The following example creates a left and right table, which are joined on the Letter column to show the result. join, left_outer_join, and full_outer_join are used to join the tables.

from deephaven.experimental.outer_joins import full_outer_join, left_outer_join
from deephaven import new_table
from deephaven.column import string_col, int_col
from deephaven.constants import NULL_INT

left = new_table([
string_col("Letter", ["A", "B", "C"]),
int_col("Number", [5, 3, 2])
])

right = new_table([
string_col("Letter", ["A", "A", "B", "B", "D"]),
int_col("Code", [10, 12, 14, NULL_INT, 16]),
])

result = left.join(table=right, on=["Letter"])

result_left_joined = left_outer_join(l_table=left, r_table=right, on=["Letter"])
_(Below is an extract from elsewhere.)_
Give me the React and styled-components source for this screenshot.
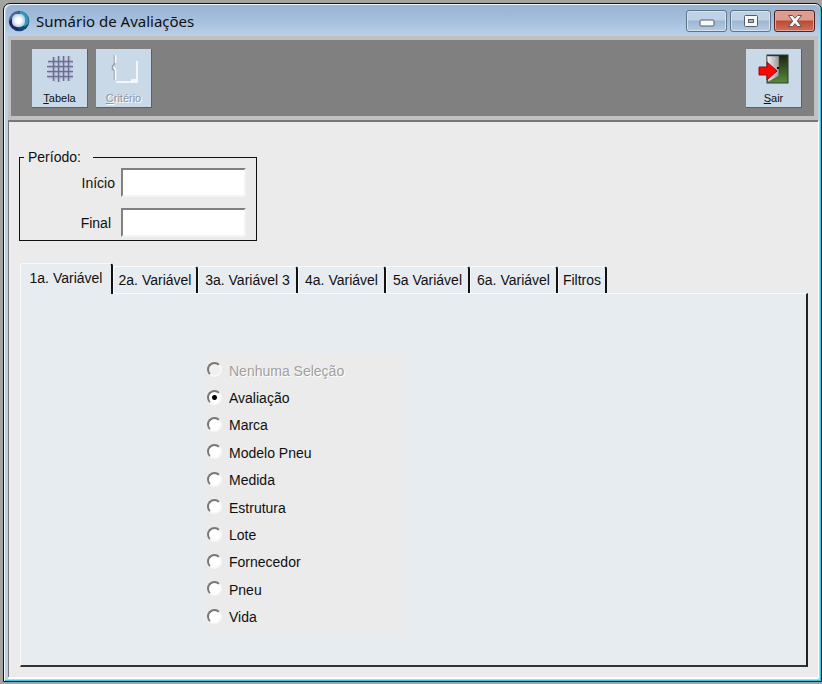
import React, { useState } from "react";
import styled, { createGlobalStyle } from "styled-components";

const GlobalStyle = createGlobalStyle`
  * { box-sizing: border-box; }
  body {
    margin: 0;
    background: #a3a3a3;
    color: #101010;
    font: 14px/16px "Liberation Sans", Arial, sans-serif;
  }
  button, input { font: inherit; color: inherit; }
`;

const Desktop = styled.div`
  display: flex;
  min-height: 100vh;
  padding: 3px 0 2px 3px;
`;

const Window = styled.main`
  flex: 1;
  min-width: 0;
  display: flex;
  flex-direction: column;
  padding: 1px 3px 4px 4px;
  border: 1px solid #111;
  border-radius: 7px 7px 0 0;
  background: #b9d1ea;
  box-shadow: inset 1px 1px #f4f8fc, inset -1px -1px #35c5e0;
`;

const TitleBar = styled.header`
  height: 31px;
  display: flex;
  align-items: center;
  padding: 0 5px 0 2px;
  gap: 6px;
  margin: 0 -2px;
  border-radius: 6px 6px 0 0;
  background: linear-gradient(#98b4d2, #a5bfdc 50%, #bbd1eb);
`;

const Title = styled.h1`
  flex: 1;
  margin: 0;
  font: 15px/20px "Noto Sans", "Open Sans", sans-serif;
  white-space: nowrap;
`;

const WindowButtons = styled.div`
  display: flex;
  gap: 3px;
`;

const WindowButton = styled.button`
  width: 41px;
  height: 22px;
  display: grid;
  place-items: center;
  padding: 0;
  border: 1px solid ${(p) => (p.$close ? "#55201f" : "#5f7389")};
  border-radius: 3px;
  box-shadow: inset 0 0 0 1px ${(p) => (p.$close ? "#dfa69b" : "#d3e1f0")};
  background: ${(p) =>
    p.$close
      ? "linear-gradient(#dc9d90 0 45%, #bd4936 50%, #cf7057)"
      : "linear-gradient(#bfd1e5 0 45%, #9db6d2 50%, #b5cce4)"};
`;

const ToolBar = styled.nav`
  display: flex;
  justify-content: space-between;
  height: 84px;
  padding: 9px 12px 9px 21px;
  border: 4px solid #c0c0c0;
  border-left-width: 3px;
  background: #808080;
`;

const ToolGroup = styled.div`
  display: flex;
  gap: 8px;
`;

const ToolButton = styled.button`
  width: 56px;
  height: 59px;
  display: flex;
  flex-direction: column;
  align-items: center;
  justify-content: space-between;
  padding: 4px 0 3px;
  border: 0 solid #108080;
  border-width: 0 1px 1px 0;
  background: #c9d9e8;
  font-size: 11px;
  line-height: 12px;
  &:disabled {
    color: #8f979f;
    text-shadow: 1px 1px #fff;
  }
`;

const Content = styled.section`
  flex: 1;
  display: flex;
  flex-direction: column;
  align-items: flex-start;
  padding: 27px 10px 10px 11px;
  border: solid #777;
  border-width: 2px 0 0 1px;
  box-shadow: 0 2px #fff, 1px 1px #fff;
  background: #ebebeb;
`;

const Period = styled.fieldset`
  width: 238px;
  margin: 0 0 0 -1px;
  padding: 3px 10px;
  border: 1px solid #111;
`;

const Legend = styled.legend`
  margin-left: -6px;
  padding: 0 12px 0 4px;
`;

const Field = styled.label`
  display: flex;
  align-items: center;
  justify-content: flex-end;
  gap: ${(p) => p.$gap}px;
  & + & { margin-top: 11px; }
`;

const DateInput = styled.input`
  width: 125px;
  height: 29px;
  padding: 2px 4px;
  border: 2px solid;
  border-color: #808080 #f4f4f4 #f4f4f4 #808080;
  border-radius: 0;
  background: #fff;
  outline: 0;
`;

const Tabs = styled.div`
  display: flex;
  align-items: flex-end;
  margin-top: 22px;
`;

const Tab = styled.button`
  width: ${(p) => p.$width}px;
  height: ${(p) => (p.$active ? 31 : 27)}px;
  margin-bottom: ${(p) => (p.$active ? -1 : 0)}px;
  padding: 0 0 ${(p) => (p.$active ? 2 : 0)}px;
  border: solid;
  border-width: 1px 2px 0 1px;
  border-color: #fafafa #111 #fafafa #fafafa;
  border-radius: 3px 3px 0 0;
  background: #e7ecf0;
  white-space: nowrap;
  z-index: ${(p) => (p.$active ? 1 : 0)};
`;

const Panel = styled.div`
  flex: 1;
  align-self: stretch;
  padding: 59px 0 30px 184px;
  border: solid;
  border-width: 1px 2px 2px 1px;
  border-color: #fafafa #222 #333 #fafafa;
  background: #e7ecf0;
`;

const Options = styled.div`
  display: grid;
  grid-template-rows: repeat(10, 1fr);
  width: 200px;
  min-height: 280px;
  padding: 3px 2px;
  background: #ebebeb;
`;

const Option = styled.label`
  display: flex;
  align-items: center;
  gap: 7px;
  color: ${(p) => (p.$disabled ? "#a0a0a0" : "inherit")};
  text-shadow: ${(p) => (p.$disabled ? "1px 1px #fff" : "none")};
`;

const OptionText = styled.span`
  padding-top: 2px;
`;

const Radio = styled.input`
  appearance: none;
  width: 15px;
  height: 15px;
  margin: 0;
  border: 2px solid;
  border-color: #777 #f8f8f8 #f8f8f8 #777;
  border-radius: 50%;
  background: #fff;
  &:checked {
    background: radial-gradient(circle, #000 0 2px, #fff 3px);
  }
  &:disabled { background: #f0f0f0; }
`;

const AppIcon = () => (
  <svg width="22" height="22" viewBox="0 0 22 22" aria-hidden="true">
    <defs>
      <linearGradient id="ring" x1="0" x2="1" y1="0" y2="1">
        <stop offset="0" stopColor="#5d7ba6" />
        <stop offset="0.3" stopColor="#3c5c8e" />
        <stop offset="0.6" stopColor="#25538e" />
        <stop offset="1" stopColor="#092e58" />
      </linearGradient>
      <radialGradient id="core">
        <stop offset="0.4" stopColor="#fff" />
        <stop offset="1" stopColor="#b4cce2" />
      </radialGradient>
    </defs>
    <circle cx="11" cy="11" r="10.3" fill="url(#ring)" />
    <path d="M12 1a10 10 0 0 1 8 13l-4 3 1-8-5-5z" fill="#2a9db8" />
    <path d="M1 12c1 5 6 9 11 8l-5-4-3-8z" fill="#24245a" />
    <rect x="4" y="4" width="13" height="13" rx="5" fill="url(#core)" />
  </svg>
);

const GridIcon = () => (
  <svg width="30" height="32" viewBox="0 0 30 32" fill="none" aria-hidden="true">
    <path d="M10 4v25M15 3v26M20 3v25M25 3v25M3 10h25M3 15h25M3 20h25M3 25h25" stroke="#b4b9d0" />
    <path d="M8.500 4v24M13.500 3v26M18.500 3v25M23.500 3v25M3 8.500h25M2 13.500h26M2 18.500h26M2 23.500h26" stroke="#6c6c94" strokeWidth="1.500" />
  </svg>
);

const CriteriaIcon = () => (
  <svg width="30" height="32" viewBox="0 0 30 32" fill="none" aria-hidden="true">
    <path d="M5.500 2v9l-2 2v3l2 2v9" stroke="#969ea5" strokeWidth="1.500" />
    <path d="M6.500 2v8M4.500 14l2 3v10M7 29h16M28 8v21h-5v-2h4" stroke="#fff" strokeWidth="1.500" />
  </svg>
);

const ExitIcon = () => (
  <svg width="32" height="32" viewBox="0 0 32 32" aria-hidden="true">
    <defs>
      <linearGradient id="green" x1="0" x2="0" y1="0" y2="1">
        <stop offset="0" stopColor="#17230f" />
        <stop offset="1" stopColor="#568e38" />
      </linearGradient>
      <linearGradient id="door" x1="0" x2="1">
        <stop offset="0" stopColor="#f6f6f6" />
        <stop offset="1" stopColor="#999" />
      </linearGradient>
    </defs>
    <rect x="9" y="2" width="21" height="28" fill="url(#green)" stroke="#333a3a" />
    <path d="M9 3h12v20l-11 6z" fill="url(#door)" stroke="#444" strokeWidth=".5" />
    <path d="M19 14h2v2h-2z" fill="#111" />
    <path d="M1 14h8v-5l10 9-10 9v-5H1z" fill="#fb0505" stroke="#8f1010" />
  </svg>
);

const MinimizeIcon = () => (
  <svg width="16" height="12" viewBox="0 0 16 12" aria-hidden="true">
    <rect x="1" y="5" width="14" height="6" rx="1" fill="#f8f8f8" stroke="#555e66" />
  </svg>
);

const MaximizeIcon = () => (
  <svg width="16" height="14" viewBox="0 0 16 14" aria-hidden="true">
    <rect x="1.500" y="1.500" width="13" height="11" rx="1" fill="#f8f8f8" stroke="#555e66" />
    <rect x="5.500" y="5.500" width="5" height="3" fill="#9db6d2" stroke="#555e66" />
  </svg>
);

const CloseIcon = () => (
  <svg width="16" height="14" viewBox="0 0 16 14" aria-hidden="true">
    <path d="M1.500 1.500h4L8 4.300l2.500-2.800h4L10.300 7l4.200 5.500h-4L8 9.700l-2.500 2.800h-4L5.700 7z" fill="#fafafa" stroke="#5e5656" />
  </svg>
);

const tabs = [
  ["1a. Variável", 93],
  ["2a. Variável", 85],
  ["3a. Variável 3", 100],
  ["4a. Variável", 88],
  ["5a Variável", 84],
  ["6a. Variável", 88],
  ["Filtros", 49],
];

const options = [
  "Nenhuma Seleção",
  "Avaliação",
  "Marca",
  "Modelo Pneu",
  "Medida",
  "Estrutura",
  "Lote",
  "Fornecedor",
  "Pneu",
  "Vida",
];

export default function App() {
  const [tab, setTab] = useState(0);
  const [selected, setSelected] = useState("Avaliação");

  return (
    <>
      <GlobalStyle />
      <Desktop>
        <Window>
          <TitleBar>
            <AppIcon />
            <Title>Sumário de Avaliações</Title>
            <WindowButtons>
              <WindowButton aria-label="Minimizar"><MinimizeIcon /></WindowButton>
              <WindowButton aria-label="Maximizar"><MaximizeIcon /></WindowButton>
              <WindowButton $close aria-label="Fechar"><CloseIcon /></WindowButton>
            </WindowButtons>
          </TitleBar>
          <ToolBar>
            <ToolGroup>
              <ToolButton><GridIcon /><span><u>T</u>abela</span></ToolButton>
              <ToolButton disabled><CriteriaIcon /><span><u>C</u>ritério</span></ToolButton>
            </ToolGroup>
            <ToolButton><ExitIcon /><span><u>S</u>air</span></ToolButton>
          </ToolBar>
          <Content>
            <Period>
              <Legend>Período:</Legend>
              <Field $gap={6}>Início<DateInput type="text" /></Field>
              <Field $gap={10}>Final<DateInput type="text" /></Field>
            </Period>
            <Tabs role="tablist">
              {tabs.map(([name, width], i) => (
                <Tab
                  key={name}
                  id={`tab-${i}`}
                  role="tab"
                  aria-selected={tab === i}
                  aria-controls="panel"
                  $active={tab === i}
                  $width={width}
                  onClick={() => setTab(i)}
                >
                  {name}
                </Tab>
              ))}
            </Tabs>
            <Panel id="panel" role="tabpanel" aria-labelledby={`tab-${tab}`}>
              <Options role="radiogroup">
                {options.map((name, i) => (
                  <Option key={name} $disabled={i === 0}>
                    <Radio
                      type="radio"
                      name="variable"
                      disabled={i === 0}
                      checked={selected === name}
                      onChange={() => setSelected(name)}
                    />
                    <OptionText>{name}</OptionText>
                  </Option>
                ))}
              </Options>
            </Panel>
          </Content>
        </Window>
      </Desktop>
    </>
  );
}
result_full_joined = full_outer_join(l_table=left, r_table=right, on=["Letter"])

As you can see:

img

  • join results in a table that contains all possible combinations of rows from the left and right tables that have matching rows from both tables. In this example our "C" row is dropped, because rows without matches in both tables are omitted.
  • left_outer_join results in a table that contains all rows from the left table, as well as the rows from the right table that have matching keys in the identifier column(s). In this example our "D" row is dropped, because it does not have a match in the left table. However, the "C" row is included because it appears in the left table, even though it has no match in the right table.
  • full_outer_join results in a table that contains all rows from the left and right table without duplicates. Null values are inserted where data is missing from the left and right tables. In this example both our "C" and "D" rows are included, because they appear in the left and right tables, respectively, even though they do not have matches in the other table.